Last month, the tragic situation in Sunland Park took a devastating turn. Firefighters were called to recover the bodies of three migrants who drowned while attempting to cross the treacherous, muddy waters of the Rio Grande.

“When we arrived, they had pulled one out, and were attempting to rescue the fourth,” said Rios. “Unfortunately, by the time we got on scene, we could see the bodies and they were already face down and floating down the river.”

The chaotic scene stretched to the Texas side of the river, amidst the razor wire meant to deter migrants from crossing the border.

“You feel for these people,” Rios said. “You feel the desperation of them leaving their country and trying to come here. But to get here and to die within yards of the border wall or make it all the way through the desert and to drown in the Rio Grande of all places. It’s just hard to understand.”
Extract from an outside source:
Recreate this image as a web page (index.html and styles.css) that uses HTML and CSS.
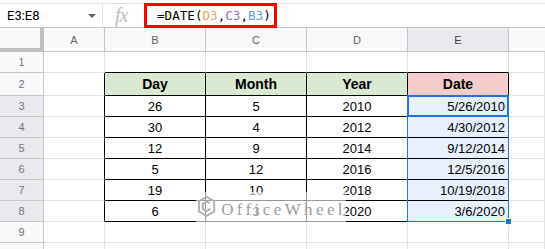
FILE: index.html
```html
<!DOCTYPE html>
<html>
<head>
<meta charset="utf-8">
<link rel="stylesheet" href="styles.css">
</head>
<body>
<div class="app">
  <div class="fbar">
    <div class="namebox"><span class="range">E3:E8</span><span class="caret"></span></div>
    <div class="fx">fx</div>
    <div class="formula">=DATE(<span class="rd">D3</span>,<span class="rc">C3</span>,<span class="rb">B3</span>)</div>
  </div>
  <div class="sheet">
    <div class="grid">
      <div class="corner"></div>
      <div class="ch">A</div><div class="ch">B</div><div class="ch">C</div><div class="ch">D</div><div class="ch sel">E</div><div class="ch last"></div>

      <div class="rh">1</div><div class="c"></div><div class="c tt"></div><div class="c tt"></div><div class="c tt"></div><div class="c tt"></div><div class="c"></div>

      <div class="rh">2</div><div class="c tl"></div>
      <div class="c t hg">Day</div><div class="c t hg">Month</div><div class="c t hg">Year</div><div class="c t hr">Date</div><div class="c"></div>

      <div class="rh sel">3</div><div class="c tl"></div><div class="c t">26</div><div class="c t">5</div><div class="c t">2010</div><div class="c t dt">5/26/2010</div><div class="c"></div>
      <div class="rh sel">4</div><div class="c tl"></div><div class="c t">30</div><div class="c t">4</div><div class="c t">2012</div><div class="c t dt">4/30/2012</div><div class="c"></div>
      <div class="rh sel">5</div><div class="c tl"></div><div class="c t">12</div><div class="c t">9</div><div class="c t">2014</div><div class="c t dt">9/12/2014</div><div class="c"></div>
      <div class="rh sel">6</div><div class="c tl"></div><div class="c t">5</div><div class="c t">12</div><div class="c t">2016</div><div class="c t dt">12/5/2016</div><div class="c"></div>
      <div class="rh sel">7</div><div class="c tl"></div><div class="c t">19</div><div class="c t">10</div><div class="c t">2018</div><div class="c t dt">10/19/2018</div><div class="c"></div>
      <div class="rh sel">8</div><div class="c tl"></div><div class="c t">6</div><div class="c t">3</div><div class="c t">2020</div><div class="c t dt">3/6/2020</div><div class="c"></div>
      <div class="rh">9</div><div class="c"></div><div class="c"></div><div class="c"></div><div class="c"></div><div class="c"></div><div class="c"></div>
      <div class="rh">10</div><div class="c"></div><div class="c"></div><div class="c"></div><div class="c"></div><div class="c"></div><div class="c"></div>
    </div>

    <div class="range-box"><span class="handle"></span></div>
    <div class="active-box"></div>

    <div class="watermark">
      <svg class="wm-logo" width="30" height="36" viewBox="0 0 30 36">
        <polygon points="15,2 27,9 27,25 15,32 3,25 3,9" fill="none" stroke="#b0b0b0" stroke-width="3"/>
        <polyline points="20,12 15,9.5 9,13 9,21 15,24.5 21,21" fill="none" stroke="#b0b0b0" stroke-width="3"/>
      </svg>
      <span class="wm-text">OfficeWheel</span>
    </div>
  </div>
</div>
</body>
</html>
```

FILE: styles.css
```css
* { box-sizing: border-box; }
html, body { margin: 0; padding: 0; background: #fff; }
.app { width: 545px; height: 249px; overflow: hidden; font-family: "Liberation Sans", Arial, sans-serif; }

.fbar {
  position: relative;
  margin-top: 3px;
  height: 25px;
  border-top: 1px solid #e0e0e0;
  border-bottom: 1px solid #c4c7c5;
  display: flex;
  align-items: center;
}
.namebox {
  width: 103px;
  height: 100%;
  border-right: 1px solid #e0e0e0;
  display: flex;
  align-items: center;
  justify-content: space-between;
  padding: 0 6px 0 7px;
}
.range { color: #000; font-family: Roboto, "Liberation Sans", sans-serif; font-size: 13px; }
.caret {
  width: 0; height: 0;
  border-left: 4px solid transparent;
  border-right: 4px solid transparent;
  border-top: 4px solid #666;
}
.fx {
  width: 42px;
  padding-left: 12px;
  font-family: "Liberation Serif", serif;
  font-style: italic;
  font-size: 20px;
  color: #c0c0c0;
  letter-spacing: -1px;
}
.formula {
  position: absolute;
  left: 144px;
  top: -1px;
  width: 133px;
  height: 25px;
  border: 3px solid #ff0000;
  padding-left: 10px;
  font-family: "DejaVu Sans Mono", monospace;
  font-size: 12.6px;
  line-height: 19px;
  color: #000;
}
.rd { color: #f0a05c; }
.rc { color: #8e6fc0; }
.rb { color: #5aa2d8; }

.sheet { position: relative; }
.grid {
  display: grid;
  grid-template-columns: 44px 61px 101px 101px 101px 101px 1fr;
  grid-template-rows: 24px 21px 23px repeat(8, 21px);
  font-size: 13px;
}
.grid > div { border-right: 1px solid #e2e3e3; border-bottom: 1px solid #e2e3e3; }
.grid > .corner {
  background: #f8f9fa;
  border-right: 4px solid #c0c0c0;
  border-bottom: 4px solid #c0c0c0;
}
.grid > .ch {
  background: #f8f9fa;
  border-color: #c4c7c5;
  color: #5f6368;
  font-size: 11px;
  display: flex; align-items: center; justify-content: center;
}
.grid > .ch.sel { background: #e8eaed; color: #3c4043; }
.grid > .ch.last { border-right: none; }
.grid > .rh {
  background: #f8f9fa;
  border-color: #c4c7c5;
  color: #70757a;
  font-size: 11px;
  display: flex; align-items: center; justify-content: center;
}
.grid > .rh.sel { background: #e8eaed; }
.c { display: flex; align-items: center; justify-content: center; }
.grid > .tt { border-bottom-color: #000; }
.grid > .tl { border-right-color: #000; }
.grid > .t { border-right-color: #000; border-bottom-color: #000; color: #000; }
.hg { background: #d9ead3; color: #274e13; font-weight: bold; font-size: 14px; }
.hr { background: #f4cccc; color: #660000; font-weight: bold; font-size: 14px; }
.dt { justify-content: flex-end; padding-right: 3px; background: #e8f0fe; }

.range-box {
  position: absolute;
  left: 407px;
  top: 67px;
  width: 102px;
  height: 127px;
  border: 1px solid #1a73e8;
}
.handle {
  position: absolute;
  right: -4px;
  bottom: -4px;
  width: 7px;
  height: 7px;
  background: #1a73e8;
  border: 1px solid #fff;
}
.active-box {
  position: absolute;
  left: 407px;
  top: 67px;
  width: 102px;
  height: 22px;
  border: 2px solid #1a73e8;
}
.watermark {
  position: absolute;
  left: 196px;
  top: 160px;
  width: 150px;
  height: 38px;
  background: linear-gradient(rgba(255,255,255,0) 0, rgba(255,255,255,0) 4px, rgba(255,255,255,0.6) 4px, rgba(255,255,255,0.6) 34px, rgba(255,255,255,0) 34px);
  display: flex;
  align-items: center;
  gap: 5px;
  padding-left: 1px;
}
.wm-text {
  font-family: "Liberation Serif", serif;
  font-size: 17px;
  letter-spacing: 3.4px;
  color: #9c9c9c;
  margin-top: 6px;
}
```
And it takes a toll on the young firefighters in Sunland Park.

“I can’t describe the feeling, it’s a weird, not normal feeling,” said firefighter Luis Marquez, who helped to recover the migrants who drowned in the river.

“At the moment, it’s just part of work. We just gotta get it done. But after a while, it does hit you. It was a human life.”

The veteran firefighters do what they can to help their younger colleagues cope. But they know that summer is just starting.

“When I was young and I started doing this, I knew that there was going to be death and risk, it comes with the job. But these past two years, we’ve just seen so much that it’s become the new normal. And it changes you. But between crews talking, as you saw, we were BS’ing at the table, that’s how we get through this stuff, because it doesn’t seem like it’s going to stop anytime soon.”